- **Stored records**:
+ + +

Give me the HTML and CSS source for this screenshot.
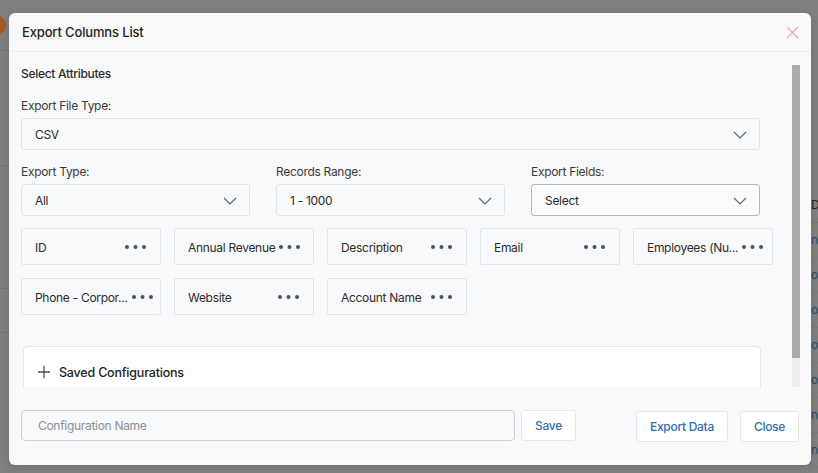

+ + +

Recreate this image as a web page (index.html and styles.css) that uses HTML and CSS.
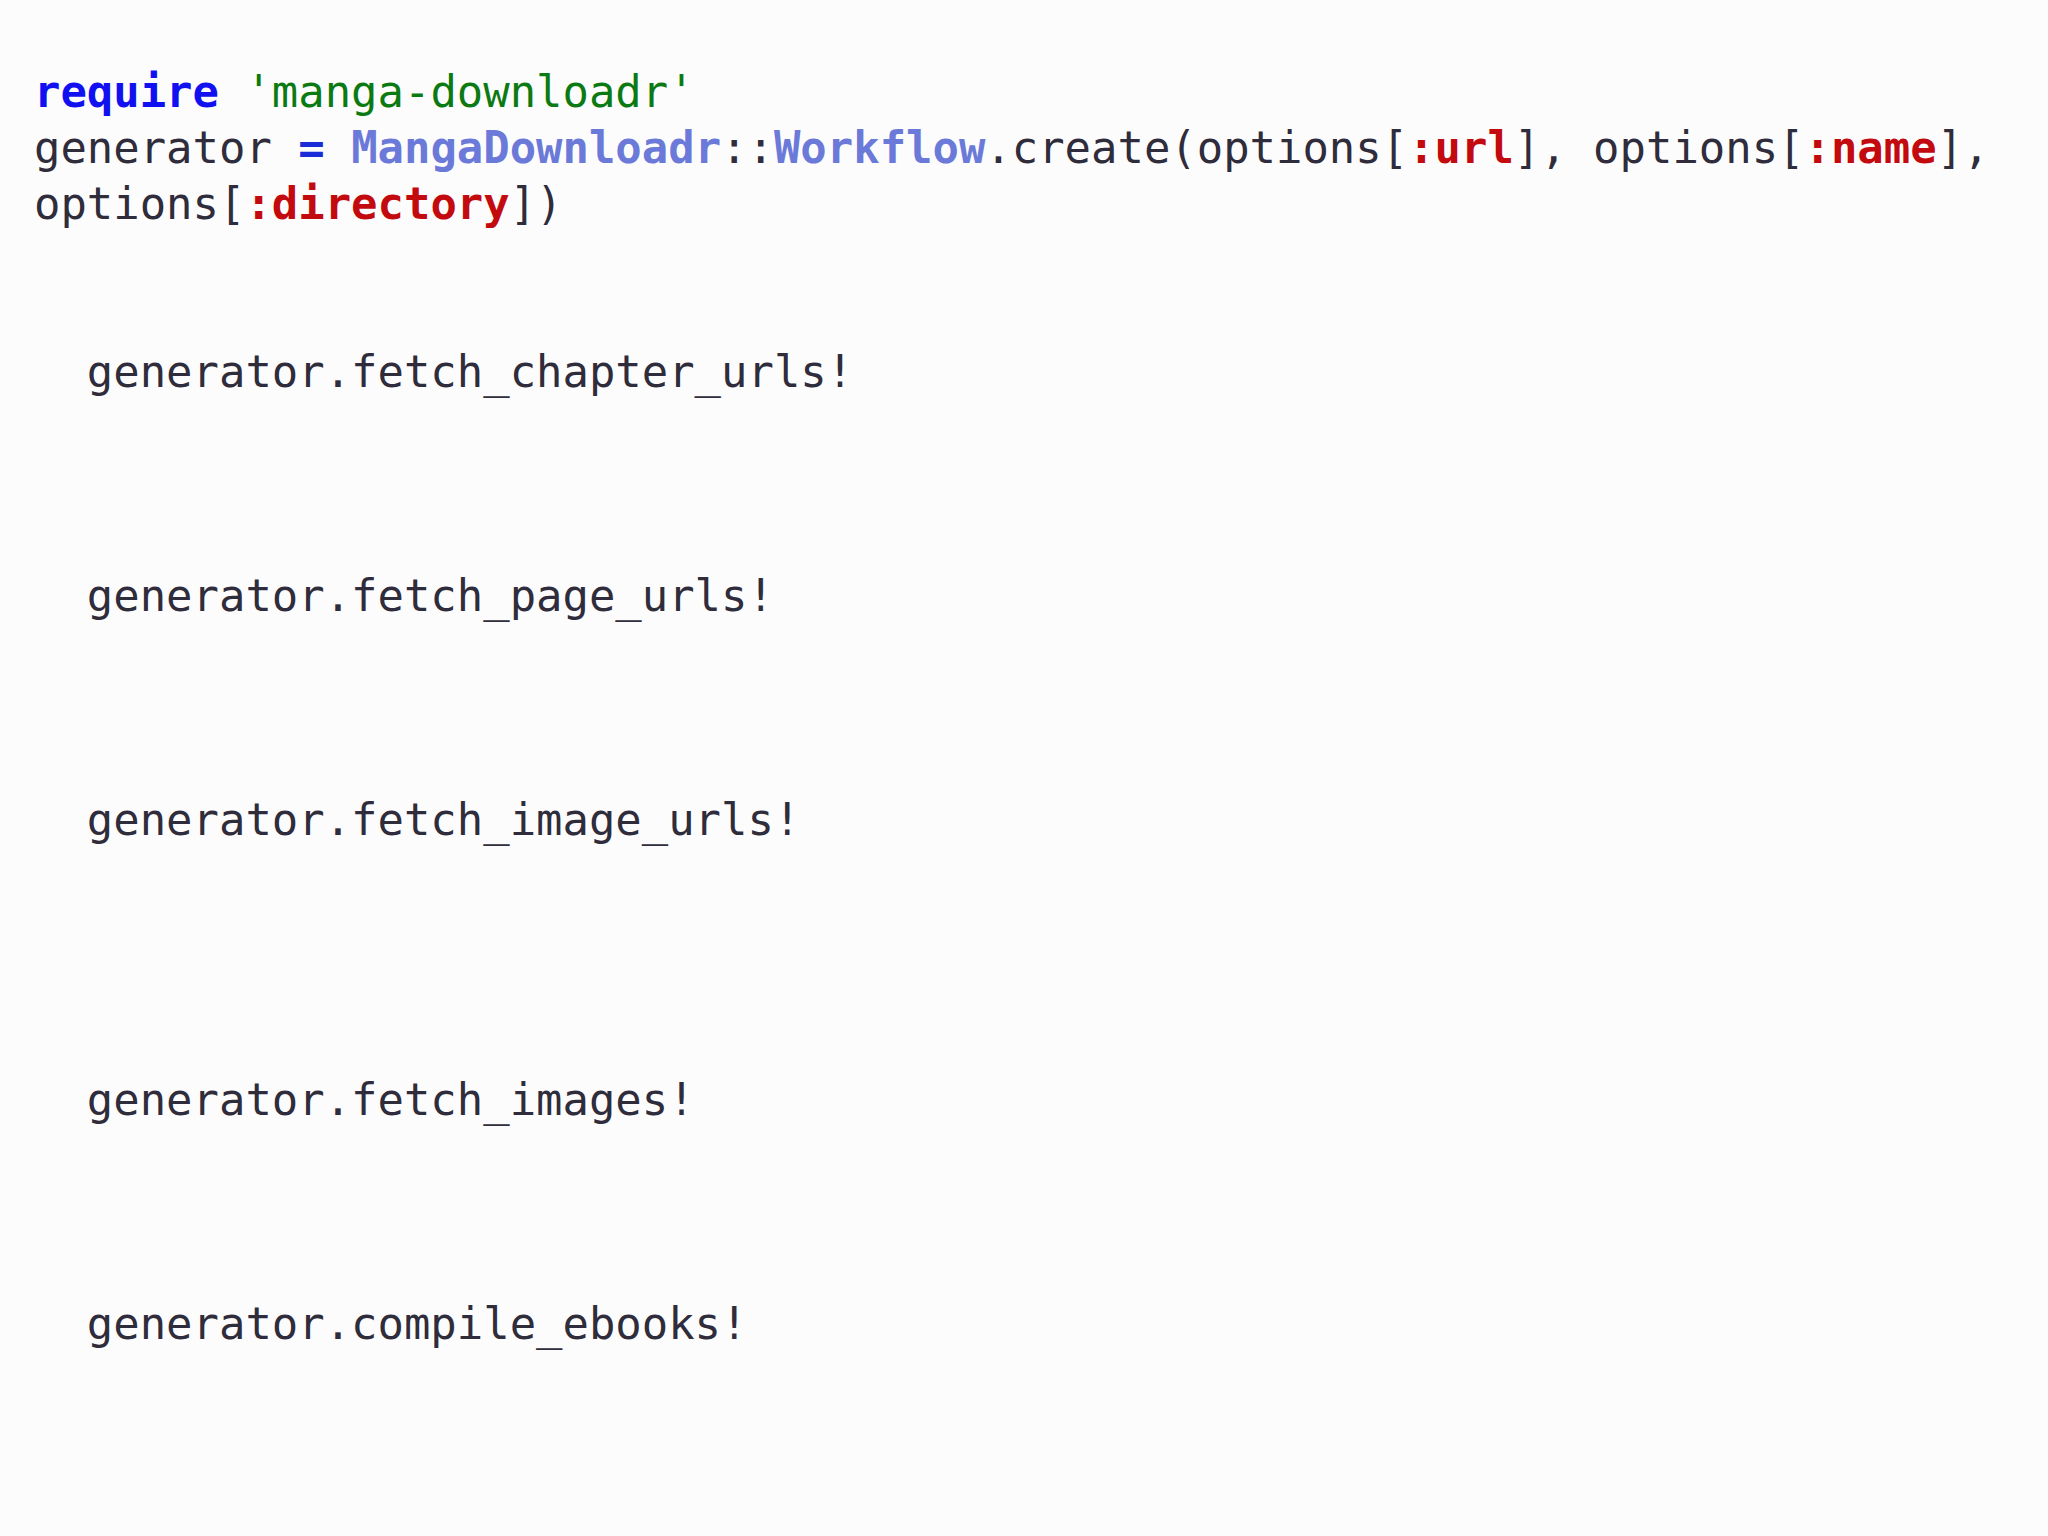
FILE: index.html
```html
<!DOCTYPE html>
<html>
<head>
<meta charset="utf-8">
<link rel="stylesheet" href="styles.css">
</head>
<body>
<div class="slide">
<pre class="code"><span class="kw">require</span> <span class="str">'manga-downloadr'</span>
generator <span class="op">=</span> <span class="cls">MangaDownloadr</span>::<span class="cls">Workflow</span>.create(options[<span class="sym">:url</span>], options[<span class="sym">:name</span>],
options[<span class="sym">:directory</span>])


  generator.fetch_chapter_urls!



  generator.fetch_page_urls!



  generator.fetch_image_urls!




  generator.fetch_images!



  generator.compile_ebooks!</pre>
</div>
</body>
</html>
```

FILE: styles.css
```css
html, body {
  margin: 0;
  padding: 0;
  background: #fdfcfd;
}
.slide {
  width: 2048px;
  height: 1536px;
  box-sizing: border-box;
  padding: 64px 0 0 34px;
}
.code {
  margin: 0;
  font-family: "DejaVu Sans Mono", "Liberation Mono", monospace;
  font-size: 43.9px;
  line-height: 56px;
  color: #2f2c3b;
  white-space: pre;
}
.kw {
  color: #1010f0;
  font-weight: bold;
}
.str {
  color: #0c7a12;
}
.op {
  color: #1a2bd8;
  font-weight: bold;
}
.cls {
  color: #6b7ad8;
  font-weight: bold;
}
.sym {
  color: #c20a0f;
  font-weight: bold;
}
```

+ + +

In the entries above, identify every line with the string "index".

Recreate this image as a web page (index.html and styles.css) that uses HTML and CSS.
FILE: index.html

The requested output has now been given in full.